Every high‑quality 3D printed part—whether a prototype, a display model, or an industrial component—depends first on the quality of its material. For metal 3D printing, this is critical because aerospace, defence, and automotive parts must meet stringent performance and safety standards. Because metal powders are costly, operators must use them wisely and keep them free from contaminants to protect both time and budget.

Maintaining powder purity is deceptively challenging. Many operators only discover contamination after a failed print, which wastes hours of build time and precious material. Understanding the root causes and establishing robust safeguards is therefore essential.

The Recycling Conundrum

Recycling unused powder seems an obvious cost‑saving strategy. However, when metal powders are sintered, microscopic clumps form around the printed part. These clumps are invisible to the naked eye but alter the particle size distribution, leading to inconsistent flow and packing density in subsequent builds.

Modern printers mitigate this by passing leftover powder through a sieve‑style system to remove clumps, but even then a fraction of the powder bed is lost, and subtle quality drift remains inevitable. In regulated sectors, any decline in powder integrity can compromise compliance with industry standards such as AS9100 or ISO 9001.

Until a recycling process can guarantee that re‑used powder matches the performance of virgin material, many aerospace and automotive manufacturers opt for fresh powder for every run, accepting the higher cost to ensure reliability.

Hidden Impurities and Their Consequences

LPW, a leading metal powder specialist, investigated a cracked aluminium gas‑turbine part that failed repeated print attempts. Microscopic analysis revealed Inconel 625 particles embedded in the aluminium powder. These particles clumped during the build, creating zones of incompatibility that initiated cracking.

The contamination stemmed from a staff member’s oversight: the printer had previously produced an Inconel 625 part, and the powder bed was not cleaned properly before loading aluminium powder. This incident underscores the need for meticulous handling and strict cleaning protocols whenever material changes occur.

Once powder is contaminated, detecting the culprit often requires specialised equipment and expert analysis. Prevention, therefore, is far more cost‑effective than remediation.

Building a Robust Contamination Prevention Workflow

Powder contamination poses a persistent threat to any metal 3D printing operation.
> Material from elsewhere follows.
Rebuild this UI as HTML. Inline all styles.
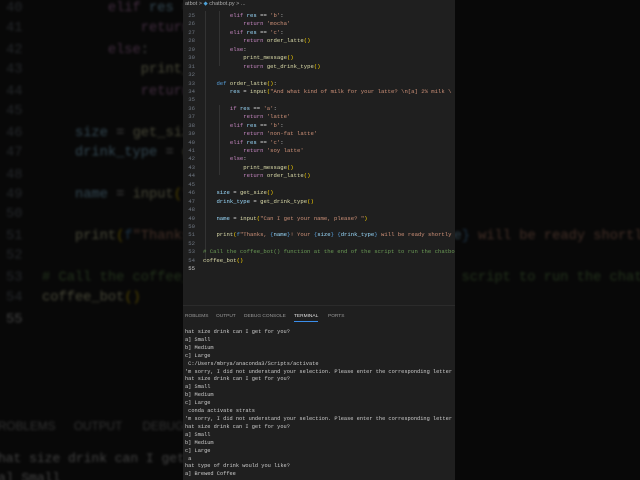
<!DOCTYPE html>
<html><head><meta charset="utf-8"><style>
*{margin:0;padding:0;box-sizing:border-box}
body{width:640px;height:480px;overflow:hidden;background:#0c0c0c;position:relative;font-family:"Liberation Mono",monospace}
.pane{position:absolute;left:183px;top:0;width:272px;height:480px;background:#1f1f1f;overflow:hidden}
.bg{position:absolute;left:0;top:0;width:640px;height:480px;overflow:hidden}
.bg .pane{transform-origin:131px 239px;transform:scale(2.45);filter:brightness(0.32) blur(0.5px);background:#1a1a1a;overflow:visible}
.crumb{position:absolute;left:0;top:0;height:9px;width:272px;font:5.5px "Liberation Sans",sans-serif;color:#aaa;padding-left:2px;line-height:9px;white-space:pre}
.crumb b{color:#4fa3d9;font-weight:normal}
.code{position:absolute;left:0;top:12px;font-size:5.6px;line-height:8.43px;white-space:pre;color:#d4d4d4}
.ln{display:inline-block;width:12px;text-align:right;color:#6e7681;margin-right:8px}
.cur{color:#ccc}
.k{color:#c586c0}.d{color:#569cd6}.v{color:#9cdcfe}.f{color:#dcdcaa}.s{color:#ce9178}.p{color:#ffd700}.c{color:#6a9955}
.div{position:absolute;left:0;top:305px;width:272px;height:1px;background:#2b2b2b}
.tabs{position:absolute;left:2px;top:314px;font:4.8px "Liberation Sans",sans-serif;color:#999;white-space:pre}
.tabs span{position:absolute;top:0}
.tabs .on{color:#e0e0e0}
.ul{position:absolute;left:111px;top:321px;width:24px;height:1px;background:#3b8eea}
.term{position:absolute;left:2px;top:329px;font-size:5.3px;line-height:7.9px;white-space:pre;color:#cccccc}
.guide{position:absolute;width:1px;background:#333}
</style></head><body>
<div class="bg"><div class="pane">
<div class="code" style="top:141px"><span class="ln">40</span>        <span class="k">elif</span> <span class="v">res</span> == <span class="s">'c'</span>:
<span class="ln">41</span>            <span class="k">return</span> <span class="s">'soy latte'</span>
<span class="ln">42</span>        <span class="k">else</span>:
<span class="ln">43</span>            <span class="f">print_message</span><span class="p">()</span>
<span class="ln">44</span>            <span class="k">return</span> <span class="f">order_latte</span><span class="p">()</span>
<span class="ln">45</span>
<span class="ln">46</span>    <span class="v">size</span> = <span class="f">get_size</span><span class="p">()</span>
<span class="ln">47</span>    <span class="v">drink_type</span> = <span class="f">get_drink_type</span><span class="p">()</span>
<span class="ln">48</span>
<span class="ln">49</span>    <span class="v">name</span> = <span class="f">input</span><span class="p">(</span><span class="s">"Can I get your name, please? "</span><span class="p">)</span>
<span class="ln">50</span>
<span class="ln">51</span>    <span class="f">print</span><span class="p">(</span><span class="d">f</span><span class="s">"Thanks, </span><span class="d">{</span><span class="v">name</span><span class="d">}</span><span class="s">! Your </span><span class="d">{</span><span class="v">size</span><span class="d">}</span> <span class="d">{</span><span class="v">drink_type</span><span class="d">}</span><span class="s"> will be ready shortly</span>
<span class="ln">52</span>
<span class="ln">53</span><span class="c"># Call the coffee_bot() function at the end of the script to run the chatbot</span>
<span class="ln">54</span><span class="f">coffee_bot</span><span class="p">()</span>
<span class="ln cur">55</span></div>
<div class="tabs"><span style="left:0">ROBLEMS</span><span style="left:31px">OUTPUT</span><span style="left:59px">DEBUG CONSOLE</span></div>
<div class="term" style="top:326px">hat size drink can I get for you?
a] Small</div>
</div></div>

<div class="pane">
<div class="crumb">atbot &gt; <b>◆</b> chatbot.py &gt; ...</div>
<div class="guide" style="left:22px;top:11px;height:250px"></div>
<div class="guide" style="left:36px;top:11px;height:55px"></div>
<div class="guide" style="left:36px;top:105px;height:70px"></div>
<div class="code"><span class="ln">25</span>        <span class="k">elif</span> <span class="v">res</span> == <span class="s">'b'</span>:
<span class="ln">26</span>            <span class="k">return</span> <span class="s">'mocha'</span>
<span class="ln">27</span>        <span class="k">elif</span> <span class="v">res</span> == <span class="s">'c'</span>:
<span class="ln">28</span>            <span class="k">return</span> <span class="f">order_latte</span><span class="p">()</span>
<span class="ln">29</span>        <span class="k">else</span>:
<span class="ln">30</span>            <span class="f">print_message</span><span class="p">()</span>
<span class="ln">31</span>            <span class="k">return</span> <span class="f">get_drink_type</span><span class="p">()</span>
<span class="ln">32</span>
<span class="ln">33</span>    <span class="d">def</span> <span class="f">order_latte</span><span class="p">()</span>:
<span class="ln">34</span>        <span class="v">res</span> = <span class="f">input</span><span class="p">(</span><span class="s">"And what kind of milk for your latte? \n[a] 2% milk \</span>
<span class="ln">35</span>
<span class="ln">36</span>        <span class="k">if</span> <span class="v">res</span> == <span class="s">'a'</span>:
<span class="ln">37</span>            <span class="k">return</span> <span class="s">'latte'</span>
<span class="ln">38</span>        <span class="k">elif</span> <span class="v">res</span> == <span class="s">'b'</span>:
<span class="ln">39</span>            <span class="k">return</span> <span class="s">'non-fat latte'</span>
<span class="ln">40</span>        <span class="k">elif</span> <span class="v">res</span> == <span class="s">'c'</span>:
<span class="ln">41</span>            <span class="k">return</span> <span class="s">'soy latte'</span>
<span class="ln">42</span>        <span class="k">else</span>:
<span class="ln">43</span>            <span class="f">print_message</span><span class="p">()</span>
<span class="ln">44</span>            <span class="k">return</span> <span class="f">order_latte</span><span class="p">()</span>
<span class="ln">45</span>
<span class="ln">46</span>    <span class="v">size</span> = <span class="f">get_size</span><span class="p">()</span>
<span class="ln">47</span>    <span class="v">drink_type</span> = <span class="f">get_drink_type</span><span class="p">()</span>
<span class="ln">48</span>
<span class="ln">49</span>    <span class="v">name</span> = <span class="f">input</span><span class="p">(</span><span class="s">"Can I get your name, please? "</span><span class="p">)</span>
<span class="ln">50</span>
<span class="ln">51</span>    <span class="f">print</span><span class="p">(</span><span class="d">f</span><span class="s">"Thanks, </span><span class="d">{</span><span class="v">name</span><span class="d">}</span><span class="s">! Your </span><span class="d">{</span><span class="v">size</span><span class="d">}</span> <span class="d">{</span><span class="v">drink_type</span><span class="d">}</span><span class="s"> will be ready shortly</span>
<span class="ln">52</span>
<span class="ln">53</span><span class="c"># Call the coffee_bot() function at the end of the script to run the chatbot</span>
<span class="ln">54</span><span class="f">coffee_bot</span><span class="p">()</span>
<span class="ln cur">55</span></div>
<div class="div"></div>
<div class="tabs"><span style="left:0">ROBLEMS</span><span style="left:31px">OUTPUT</span><span style="left:59px">DEBUG CONSOLE</span><span class="on" style="left:109px">TERMINAL</span><span style="left:143px">PORTS</span></div>
<div class="ul"></div>
<div class="term">hat size drink can I get for you?
a] Small
b] Medium
c] Large
 C:/Users/mbrya/anaconda3/Scripts/activate
'm sorry, I did not understand your selection. Please enter the corresponding letter
hat size drink can I get for you?
a] Small
b] Medium
c] Large
 conda activate strats
'm sorry, I did not understand your selection. Please enter the corresponding letter
hat size drink can I get for you?
a] Small
b] Medium
c] Large
 a
hat type of drink would you like?
a] Brewed Coffee</div>
</div>
</body></html>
Technology can help—sieving, automated powder handling, and real‑time monitoring are valuable tools—but they must be complemented by comprehensive staff training and strict procedural controls.

Implementing a systematic approach—proper storage, segregation of powders, rigorous cleaning between runs, and routine quality checks—creates an additional safety net that protects both product integrity and production efficiency.

While adding these steps increases workflow complexity, the payoff is clear: reduced waste, fewer failed builds, and confidence that each part meets the highest industry standards.